For a player who has ridden the full spectrum of scrutiny in a United shirt, this is not just paperwork. It is a statement.
“Representing Manchester United is the ultimate honour,” Maguire said in a club statement on Tuesday. “It is a responsibility that makes myself and my family proud every single day.
“I am delighted to extend my journey at this incredible club to at least eight seasons and continue to play in front of our special supporters to create more amazing moments together.”
The words fit a familiar script, but the context is very different from the turbulence that threatened to define his time in Manchester. Once stripped of the captaincy and pushed to the fringes, Maguire has forced his way back into the centre of United’s plans.
Since Michael Carrick stepped in as caretaker after Darren Fletcher’s brief spell at the helm, which followed the end of Ruben Amorim’s stormy 14-month reign in January, Maguire has not budged from the team sheet. Ever-present. Reliable. The constant in a side that has quietly climbed to third in the Premier League, with a return to the Champions League now within reach.
The pressure finally told in his favour. Performances, not reputation, have carried him here.
That resurgence has not gone unnoticed at international level either. Last month, Maguire pulled on an England shirt for the first time in 18 months, starting both friendlies at Wembley and thrusting himself back into the conversation for a place at this year’s World Cup in the United States, Canada and Mexico.
For a defender once considered undroppable for his country, then written off as yesterday’s man, the arc is striking.
“You can feel the ambition and potential of this exciting squad,” Maguire added. “The determination throughout the whole club to fight for major trophies is clear for everyone to see and I am confident that our best moments together remain ahead of us.”
Inside Old Trafford, that sentiment is echoed. United’s director of football, Jason Wilcox, framed the new deal as a reward for resilience as much as ability.
“Harry represents the mentality and resilience required to perform for Manchester United,” Wilcox said. “He is the ultimate professional who brings invaluable experience and leadership to our young, ambitious squad.
“Harry, like everyone at the club, is completely determined to help Manchester United to achieve regular and sustained success.”
The numbers back up his longevity. Maguire has already made 266 appearances for United, lifting both the FA Cup and League Cup along the way. Not a trophy haul to satisfy the club’s grandest traditions, but enough to prove he has been more than a footnote in the post-title years.
Now, with a new contract signed and his place restored, he stands as one of the senior pillars in a dressing room increasingly shaped around younger, hungry talent.
For the moment, the focus is on fine-tuning. United are in Dublin this week, the senior squad put through a training camp during a three-and-a-half week gap between league fixtures, a lull created by the recent international window and the club’s early exits from domestic cups.
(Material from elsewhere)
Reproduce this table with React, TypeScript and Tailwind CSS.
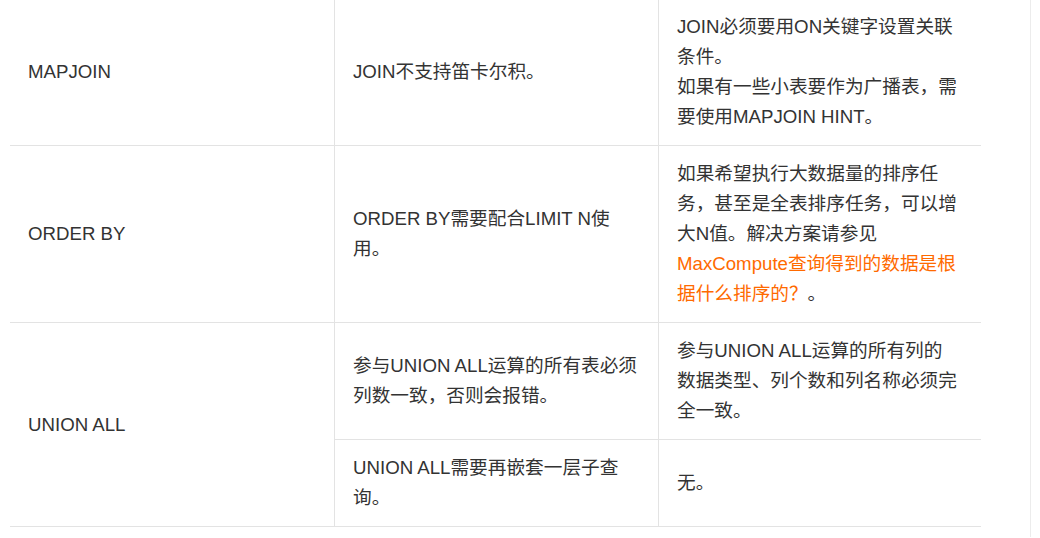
import React from "react";

const cell =
  "flex items-center border-b border-[#e3e3e3] py-[13px] pl-[18px]";

export default function App() {
  return (
    <div className="w-[1040px] h-[538px] overflow-hidden bg-white font-['Liberation_Sans','Noto_Sans_CJK_SC',sans-serif] text-[18.67px] leading-[30px] text-[#333]">
      <div className="w-[1031px] h-full border-r border-[#ececec] pl-[10px]">
        <div className="grid grid-cols-[325px_324px_322px] -mt-px">
          {/* MAPJOIN */}
          <div className={`${cell} pr-[18px] border-r`}>MAPJOIN</div>
          <div className={`${cell} pr-[18px] border-r`}>JOIN不支持笛卡尔积。</div>
          <div className={`${cell} pr-[22px]`}>
            <div>
              <p>JOIN必须要用ON关键字设置关联条件。</p>
              <p>如果有一些小表要作为广播表，需要使用MAPJOIN HINT。</p>
            </div>
          </div>

          {/* ORDER BY */}
          <div className={`${cell} pr-[18px] border-r`}>ORDER BY</div>
          <div className={`${cell} pr-[18px] border-r`}>
            ORDER BY需要配合LIMIT N使用。
          </div>
          <div className={`${cell} pr-[22px]`}>
            <p>
              如果希望执行大数据量的排序任务，甚至是全表排序任务，可以增大N值。解决方案请参见
              <a className="text-[#ff6a00]">
                MaxCompute查询得到的数据是根据什么排序的？
              </a>
              。
            </p>
          </div>

          {/* UNION ALL */}
          <div className={`${cell} pr-[18px] border-r row-span-2`}>UNION ALL</div>
          <div className={`${cell} pr-[18px] border-r`}>
            参与UNION ALL运算的所有表必须列数一致，否则会报错。
          </div>
          <div className={`${cell} pr-[22px]`}>
            参与UNION ALL运算的所有列的数据类型、列个数和列名称必须完全一致。
          </div>
          <div className={`${cell} pr-[18px] border-r`}>
            UNION ALL需要再嵌套一层子查询。
          </div>
          <div className={`${cell} pr-[22px]`}>无。</div>
        </div>
      </div>
    </div>
  );
}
It is a rare stretch of clear air in a congested season. Time to drill, to reset, to harden the habits that have nudged them back towards the top end of the table.
Next comes the test of whether this revival has real substance. United return to league action against Leeds at Old Trafford on Monday, April 13 — a fixture loaded with history, noise and expectation.
Maguire will walk out again to that roar, contract secured, reputation rebuilt, and with a simple question hanging over the rest of his United story: is this the start of the redemption years, or just the calm before another storm?